▸ WHAT IS REQUIRED
Take each line containing the word "that" and copy it.

▸ Items from a dataset
┄┄┄┄┄┄

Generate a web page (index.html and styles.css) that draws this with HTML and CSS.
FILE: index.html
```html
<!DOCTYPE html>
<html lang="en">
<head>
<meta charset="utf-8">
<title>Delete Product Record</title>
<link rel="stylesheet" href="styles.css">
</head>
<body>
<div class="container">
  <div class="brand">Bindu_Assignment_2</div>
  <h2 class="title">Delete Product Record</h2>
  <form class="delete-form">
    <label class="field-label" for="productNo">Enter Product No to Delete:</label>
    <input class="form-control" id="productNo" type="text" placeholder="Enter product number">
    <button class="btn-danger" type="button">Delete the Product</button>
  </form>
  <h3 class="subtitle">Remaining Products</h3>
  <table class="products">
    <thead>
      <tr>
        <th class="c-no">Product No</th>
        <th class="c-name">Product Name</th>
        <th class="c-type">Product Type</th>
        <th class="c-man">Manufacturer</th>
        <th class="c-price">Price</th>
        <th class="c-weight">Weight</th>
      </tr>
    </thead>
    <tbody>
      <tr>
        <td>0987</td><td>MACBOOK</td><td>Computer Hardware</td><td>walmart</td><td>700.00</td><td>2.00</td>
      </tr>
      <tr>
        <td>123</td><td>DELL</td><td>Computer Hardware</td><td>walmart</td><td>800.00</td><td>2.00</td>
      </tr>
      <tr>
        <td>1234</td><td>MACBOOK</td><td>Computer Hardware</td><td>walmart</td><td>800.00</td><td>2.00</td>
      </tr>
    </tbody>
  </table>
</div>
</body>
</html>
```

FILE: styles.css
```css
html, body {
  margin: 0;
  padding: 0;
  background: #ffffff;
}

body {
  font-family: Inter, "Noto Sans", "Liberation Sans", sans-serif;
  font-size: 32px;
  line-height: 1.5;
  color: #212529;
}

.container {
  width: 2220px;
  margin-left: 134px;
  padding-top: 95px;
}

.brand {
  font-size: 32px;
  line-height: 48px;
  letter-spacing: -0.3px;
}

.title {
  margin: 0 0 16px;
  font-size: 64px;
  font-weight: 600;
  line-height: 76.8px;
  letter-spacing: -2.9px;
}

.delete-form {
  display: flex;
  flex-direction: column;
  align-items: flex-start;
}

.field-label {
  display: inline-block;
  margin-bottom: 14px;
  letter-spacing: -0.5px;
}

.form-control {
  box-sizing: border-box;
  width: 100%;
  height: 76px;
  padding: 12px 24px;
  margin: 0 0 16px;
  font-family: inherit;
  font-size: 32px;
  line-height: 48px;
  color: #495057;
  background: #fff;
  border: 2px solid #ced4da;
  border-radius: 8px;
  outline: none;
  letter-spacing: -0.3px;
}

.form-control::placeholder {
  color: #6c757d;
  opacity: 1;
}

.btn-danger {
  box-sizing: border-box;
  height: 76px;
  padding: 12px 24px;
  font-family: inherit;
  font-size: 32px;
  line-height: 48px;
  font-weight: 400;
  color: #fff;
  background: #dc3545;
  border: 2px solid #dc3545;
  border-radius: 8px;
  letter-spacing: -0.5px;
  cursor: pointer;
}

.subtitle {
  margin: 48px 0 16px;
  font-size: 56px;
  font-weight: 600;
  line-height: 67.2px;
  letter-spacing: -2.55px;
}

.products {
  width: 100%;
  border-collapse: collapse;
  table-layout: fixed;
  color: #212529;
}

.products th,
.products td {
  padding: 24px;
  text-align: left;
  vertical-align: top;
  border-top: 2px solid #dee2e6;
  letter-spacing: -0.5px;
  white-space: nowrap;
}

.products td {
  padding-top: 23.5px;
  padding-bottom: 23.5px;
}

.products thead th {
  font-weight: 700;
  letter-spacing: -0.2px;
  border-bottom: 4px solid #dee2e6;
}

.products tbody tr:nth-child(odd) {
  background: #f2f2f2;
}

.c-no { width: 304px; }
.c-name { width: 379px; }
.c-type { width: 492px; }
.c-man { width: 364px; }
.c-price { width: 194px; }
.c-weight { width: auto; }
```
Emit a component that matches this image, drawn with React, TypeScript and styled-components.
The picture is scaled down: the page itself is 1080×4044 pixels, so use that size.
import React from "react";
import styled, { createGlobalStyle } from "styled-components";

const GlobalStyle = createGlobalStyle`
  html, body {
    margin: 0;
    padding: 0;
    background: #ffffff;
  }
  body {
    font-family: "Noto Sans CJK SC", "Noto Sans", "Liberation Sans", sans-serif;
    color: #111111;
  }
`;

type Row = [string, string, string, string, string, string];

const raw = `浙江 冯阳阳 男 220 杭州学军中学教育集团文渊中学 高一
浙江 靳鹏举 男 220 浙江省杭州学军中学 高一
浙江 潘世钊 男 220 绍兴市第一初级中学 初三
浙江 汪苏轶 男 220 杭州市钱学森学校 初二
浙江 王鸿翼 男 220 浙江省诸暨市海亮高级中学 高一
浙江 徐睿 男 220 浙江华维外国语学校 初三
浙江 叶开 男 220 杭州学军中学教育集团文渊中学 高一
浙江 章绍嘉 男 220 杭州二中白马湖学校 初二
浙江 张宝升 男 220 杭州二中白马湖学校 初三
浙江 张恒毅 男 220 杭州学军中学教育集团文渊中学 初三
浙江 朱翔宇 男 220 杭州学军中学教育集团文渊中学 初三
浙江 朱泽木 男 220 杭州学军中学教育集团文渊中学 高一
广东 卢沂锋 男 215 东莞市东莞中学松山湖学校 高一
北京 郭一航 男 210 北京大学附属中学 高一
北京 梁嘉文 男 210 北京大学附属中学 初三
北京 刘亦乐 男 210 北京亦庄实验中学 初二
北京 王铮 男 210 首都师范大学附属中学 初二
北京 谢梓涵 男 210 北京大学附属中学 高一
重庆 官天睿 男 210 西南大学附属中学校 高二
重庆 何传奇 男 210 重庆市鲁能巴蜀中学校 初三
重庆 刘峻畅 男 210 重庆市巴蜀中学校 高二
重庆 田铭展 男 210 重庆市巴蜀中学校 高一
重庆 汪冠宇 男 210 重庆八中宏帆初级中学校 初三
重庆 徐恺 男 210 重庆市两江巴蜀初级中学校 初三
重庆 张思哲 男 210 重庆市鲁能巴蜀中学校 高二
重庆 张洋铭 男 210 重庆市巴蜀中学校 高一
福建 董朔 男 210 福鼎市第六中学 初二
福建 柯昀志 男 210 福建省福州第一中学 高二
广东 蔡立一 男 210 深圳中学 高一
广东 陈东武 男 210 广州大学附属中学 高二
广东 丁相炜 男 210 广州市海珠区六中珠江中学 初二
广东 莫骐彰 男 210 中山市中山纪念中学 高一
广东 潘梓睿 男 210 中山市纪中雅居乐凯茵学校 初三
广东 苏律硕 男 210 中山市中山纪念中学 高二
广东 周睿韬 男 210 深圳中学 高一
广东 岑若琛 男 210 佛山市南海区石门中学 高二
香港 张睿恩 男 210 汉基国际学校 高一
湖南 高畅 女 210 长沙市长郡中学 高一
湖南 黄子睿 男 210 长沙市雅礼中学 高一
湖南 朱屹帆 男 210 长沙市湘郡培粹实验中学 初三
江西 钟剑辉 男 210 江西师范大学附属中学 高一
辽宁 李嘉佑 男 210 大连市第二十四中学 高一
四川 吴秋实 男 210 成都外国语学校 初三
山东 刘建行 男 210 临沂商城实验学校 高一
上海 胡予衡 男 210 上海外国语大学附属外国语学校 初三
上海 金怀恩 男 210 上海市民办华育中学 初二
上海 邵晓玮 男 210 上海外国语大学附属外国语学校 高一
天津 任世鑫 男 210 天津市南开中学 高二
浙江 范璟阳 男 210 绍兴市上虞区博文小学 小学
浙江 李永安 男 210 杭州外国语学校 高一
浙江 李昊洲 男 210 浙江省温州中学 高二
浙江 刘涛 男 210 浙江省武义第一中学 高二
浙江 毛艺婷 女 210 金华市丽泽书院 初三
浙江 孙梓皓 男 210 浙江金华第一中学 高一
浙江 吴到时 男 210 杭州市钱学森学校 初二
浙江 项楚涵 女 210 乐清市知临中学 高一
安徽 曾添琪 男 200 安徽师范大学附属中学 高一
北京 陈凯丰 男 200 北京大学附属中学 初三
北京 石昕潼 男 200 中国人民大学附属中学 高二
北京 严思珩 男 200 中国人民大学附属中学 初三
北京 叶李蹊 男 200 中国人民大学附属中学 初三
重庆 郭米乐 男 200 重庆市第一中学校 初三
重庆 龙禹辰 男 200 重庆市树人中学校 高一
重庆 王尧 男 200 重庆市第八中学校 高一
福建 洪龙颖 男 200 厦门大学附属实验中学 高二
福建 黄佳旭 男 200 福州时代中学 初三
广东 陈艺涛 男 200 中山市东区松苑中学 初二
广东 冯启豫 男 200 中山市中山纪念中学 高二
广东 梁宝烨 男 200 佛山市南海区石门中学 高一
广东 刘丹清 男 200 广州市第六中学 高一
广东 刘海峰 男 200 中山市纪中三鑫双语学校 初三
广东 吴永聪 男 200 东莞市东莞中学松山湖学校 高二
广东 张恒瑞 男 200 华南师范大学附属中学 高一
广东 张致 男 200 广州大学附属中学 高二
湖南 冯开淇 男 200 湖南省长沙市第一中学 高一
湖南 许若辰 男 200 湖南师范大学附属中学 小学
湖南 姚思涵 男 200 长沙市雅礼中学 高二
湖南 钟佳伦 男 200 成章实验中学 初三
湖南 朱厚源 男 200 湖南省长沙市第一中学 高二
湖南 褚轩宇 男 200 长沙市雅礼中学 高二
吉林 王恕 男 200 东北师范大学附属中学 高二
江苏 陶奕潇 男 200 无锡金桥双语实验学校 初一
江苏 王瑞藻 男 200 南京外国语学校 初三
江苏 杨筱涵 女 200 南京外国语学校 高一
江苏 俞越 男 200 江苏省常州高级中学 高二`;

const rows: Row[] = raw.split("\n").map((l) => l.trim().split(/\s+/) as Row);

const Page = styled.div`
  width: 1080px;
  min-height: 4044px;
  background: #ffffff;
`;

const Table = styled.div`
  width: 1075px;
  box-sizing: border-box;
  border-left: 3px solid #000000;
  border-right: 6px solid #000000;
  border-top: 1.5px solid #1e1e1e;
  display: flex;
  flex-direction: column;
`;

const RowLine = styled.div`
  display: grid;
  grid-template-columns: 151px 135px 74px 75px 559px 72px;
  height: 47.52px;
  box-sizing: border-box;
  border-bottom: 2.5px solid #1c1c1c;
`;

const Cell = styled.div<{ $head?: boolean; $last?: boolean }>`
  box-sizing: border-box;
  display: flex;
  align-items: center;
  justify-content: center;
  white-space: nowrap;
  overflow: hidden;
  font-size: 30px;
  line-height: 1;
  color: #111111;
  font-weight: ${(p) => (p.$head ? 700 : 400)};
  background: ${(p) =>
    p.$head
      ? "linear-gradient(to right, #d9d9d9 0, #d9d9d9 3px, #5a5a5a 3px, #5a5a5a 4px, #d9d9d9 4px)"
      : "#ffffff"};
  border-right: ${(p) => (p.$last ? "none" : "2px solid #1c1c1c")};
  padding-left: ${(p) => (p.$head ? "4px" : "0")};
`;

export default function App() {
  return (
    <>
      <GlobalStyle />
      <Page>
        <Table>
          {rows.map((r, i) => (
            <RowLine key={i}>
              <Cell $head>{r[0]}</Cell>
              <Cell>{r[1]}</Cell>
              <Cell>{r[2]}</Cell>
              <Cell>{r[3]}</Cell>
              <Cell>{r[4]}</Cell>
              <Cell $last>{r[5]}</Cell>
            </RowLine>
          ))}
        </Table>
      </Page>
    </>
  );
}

┄┄┄┄┄┄

▸ TASK OUTPUT
Generate a web page (index.html and styles.css) that draws this with HTML and CSS.
Emit a component that matches this image, drawn with React, TypeScript and styled-components.
The picture is scaled down: the page itself is 1080×4044 pixels, so use that size.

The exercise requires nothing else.